> **What is asked**
Copy nothing but the text: reproduce each line of the listing exactly and leave the pictures out.

> **Provided material**
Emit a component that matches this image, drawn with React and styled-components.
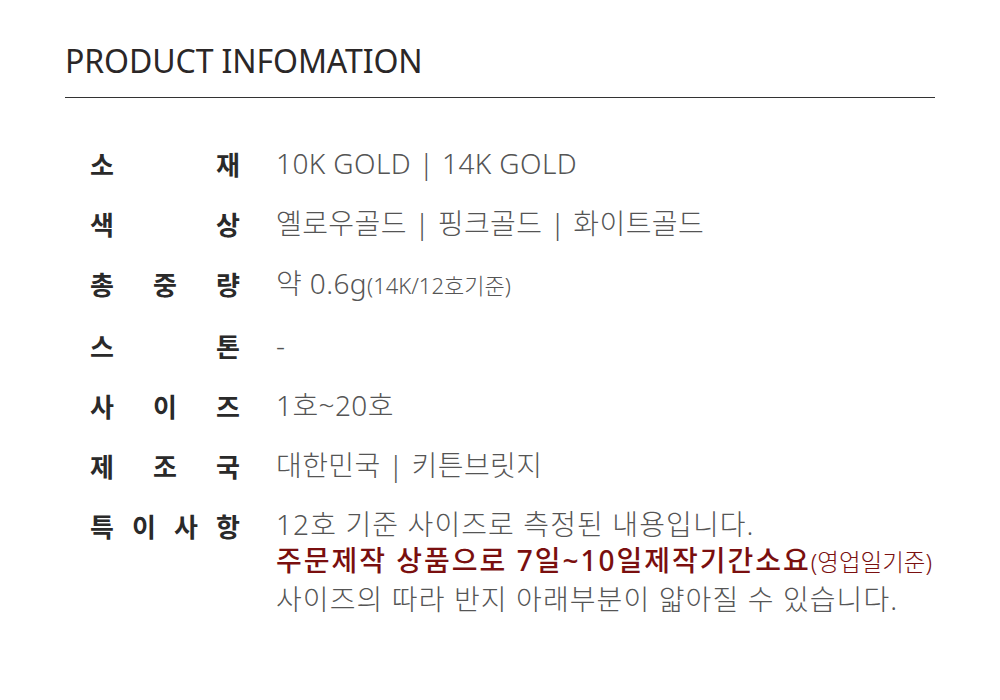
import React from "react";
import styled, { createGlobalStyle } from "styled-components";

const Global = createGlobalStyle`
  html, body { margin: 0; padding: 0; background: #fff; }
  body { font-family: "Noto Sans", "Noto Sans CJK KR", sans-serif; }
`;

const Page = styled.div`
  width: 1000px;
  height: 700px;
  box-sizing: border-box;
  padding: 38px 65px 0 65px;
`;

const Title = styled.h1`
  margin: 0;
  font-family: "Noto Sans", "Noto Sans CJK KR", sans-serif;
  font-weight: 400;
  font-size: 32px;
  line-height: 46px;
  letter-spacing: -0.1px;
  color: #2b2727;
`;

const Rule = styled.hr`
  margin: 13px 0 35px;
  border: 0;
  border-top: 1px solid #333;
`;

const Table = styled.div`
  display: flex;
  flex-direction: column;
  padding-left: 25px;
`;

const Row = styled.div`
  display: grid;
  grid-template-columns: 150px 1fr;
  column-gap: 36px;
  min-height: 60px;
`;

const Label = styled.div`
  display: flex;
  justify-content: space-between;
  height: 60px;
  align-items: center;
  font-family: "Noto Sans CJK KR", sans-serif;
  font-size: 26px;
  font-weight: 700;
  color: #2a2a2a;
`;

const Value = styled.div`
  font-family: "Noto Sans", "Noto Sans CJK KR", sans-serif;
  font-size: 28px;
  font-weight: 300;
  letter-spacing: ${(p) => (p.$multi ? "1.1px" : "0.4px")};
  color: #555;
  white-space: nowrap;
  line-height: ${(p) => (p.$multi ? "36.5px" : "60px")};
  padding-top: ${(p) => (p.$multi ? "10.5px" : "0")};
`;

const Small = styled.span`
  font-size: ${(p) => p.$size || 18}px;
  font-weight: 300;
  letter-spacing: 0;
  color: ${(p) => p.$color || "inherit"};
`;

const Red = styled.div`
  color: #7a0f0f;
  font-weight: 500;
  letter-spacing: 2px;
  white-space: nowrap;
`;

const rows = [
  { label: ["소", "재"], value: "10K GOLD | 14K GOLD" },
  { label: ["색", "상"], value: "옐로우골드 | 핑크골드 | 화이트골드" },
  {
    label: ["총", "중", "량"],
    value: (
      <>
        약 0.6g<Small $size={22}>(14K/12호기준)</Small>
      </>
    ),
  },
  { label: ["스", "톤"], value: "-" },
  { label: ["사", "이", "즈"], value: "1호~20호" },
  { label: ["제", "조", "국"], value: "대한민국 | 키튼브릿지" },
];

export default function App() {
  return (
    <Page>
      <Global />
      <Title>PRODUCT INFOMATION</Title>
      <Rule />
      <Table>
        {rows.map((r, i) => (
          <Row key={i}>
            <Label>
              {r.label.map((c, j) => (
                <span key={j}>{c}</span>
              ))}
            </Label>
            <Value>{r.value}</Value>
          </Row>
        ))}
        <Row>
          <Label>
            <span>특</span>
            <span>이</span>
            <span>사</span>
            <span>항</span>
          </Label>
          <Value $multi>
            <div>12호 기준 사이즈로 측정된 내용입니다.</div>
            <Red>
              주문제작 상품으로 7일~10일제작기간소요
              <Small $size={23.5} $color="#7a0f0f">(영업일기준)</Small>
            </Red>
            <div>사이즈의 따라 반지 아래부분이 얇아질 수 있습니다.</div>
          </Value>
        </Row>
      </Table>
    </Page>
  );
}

> **Solution to this problem**
Emit a component that matches this image, drawn with React and styled-components.
import React from "react";
import styled, { createGlobalStyle } from "styled-components";

const Global = createGlobalStyle`
  html, body { margin: 0; padding: 0; background: #fff; }
  body { font-family: "Noto Sans", "Noto Sans CJK KR", sans-serif; }
`;

const Page = styled.div`
  width: 1000px;
  height: 700px;
  box-sizing: border-box;
  padding: 38px 65px 0 65px;
`;

const Title = styled.h1`
  margin: 0;
  font-family: "Noto Sans", "Noto Sans CJK KR", sans-serif;
  font-weight: 400;
  font-size: 32px;
  line-height: 46px;
  letter-spacing: -0.1px;
  color: #2b2727;
`;

const Rule = styled.hr`
  margin: 13px 0 35px;
  border: 0;
  border-top: 1px solid #333;
`;

const Table = styled.div`
  display: flex;
  flex-direction: column;
  padding-left: 25px;
`;

const Row = styled.div`
  display: grid;
  grid-template-columns: 150px 1fr;
  column-gap: 36px;
  min-height: 60px;
`;

const Label = styled.div`
  display: flex;
  justify-content: space-between;
  height: 60px;
  align-items: center;
  font-family: "Noto Sans CJK KR", sans-serif;
  font-size: 26px;
  font-weight: 700;
  color: #2a2a2a;
`;

const Value = styled.div`
  font-family: "Noto Sans", "Noto Sans CJK KR", sans-serif;
  font-size: 28px;
  font-weight: 300;
  letter-spacing: ${(p) => (p.$multi ? "1.1px" : "0.4px")};
  color: #555;
  white-space: nowrap;
  line-height: ${(p) => (p.$multi ? "36.5px" : "60px")};
  padding-top: ${(p) => (p.$multi ? "10.5px" : "0")};
`;

const Small = styled.span`
  font-size: ${(p) => p.$size || 18}px;
  font-weight: 300;
  letter-spacing: 0;
  color: ${(p) => p.$color || "inherit"};
`;

const Red = styled.div`
  color: #7a0f0f;
  font-weight: 500;
  letter-spacing: 2px;
  white-space: nowrap;
`;

const rows = [
  { label: ["소", "재"], value: "10K GOLD | 14K GOLD" },
  { label: ["색", "상"], value: "옐로우골드 | 핑크골드 | 화이트골드" },
  {
    label: ["총", "중", "량"],
    value: (
      <>
        약 0.6g<Small $size={22}>(14K/12호기준)</Small>
      </>
    ),
  },
  { label: ["스", "톤"], value: "-" },
  { label: ["사", "이", "즈"], value: "1호~20호" },
  { label: ["제", "조", "국"], value: "대한민국 | 키튼브릿지" },
];

export default function App() {
  return (
    <Page>
      <Global />
      <Title>PRODUCT INFOMATION</Title>
      <Rule />
      <Table>
        {rows.map((r, i) => (
          <Row key={i}>
            <Label>
              {r.label.map((c, j) => (
                <span key={j}>{c}</span>
              ))}
            </Label>
            <Value>{r.value}</Value>
          </Row>
        ))}
        <Row>
          <Label>
            <span>특</span>
            <span>이</span>
            <span>사</span>
            <span>항</span>
          </Label>
          <Value $multi>
            <div>12호 기준 사이즈로 측정된 내용입니다.</div>
            <Red>
              주문제작 상품으로 7일~10일제작기간소요
              <Small $size={23.5} $color="#7a0f0f">(영업일기준)</Small>
            </Red>
            <div>사이즈의 따라 반지 아래부분이 얇아질 수 있습니다.</div>
          </Value>
        </Row>
      </Table>
    </Page>
  );
}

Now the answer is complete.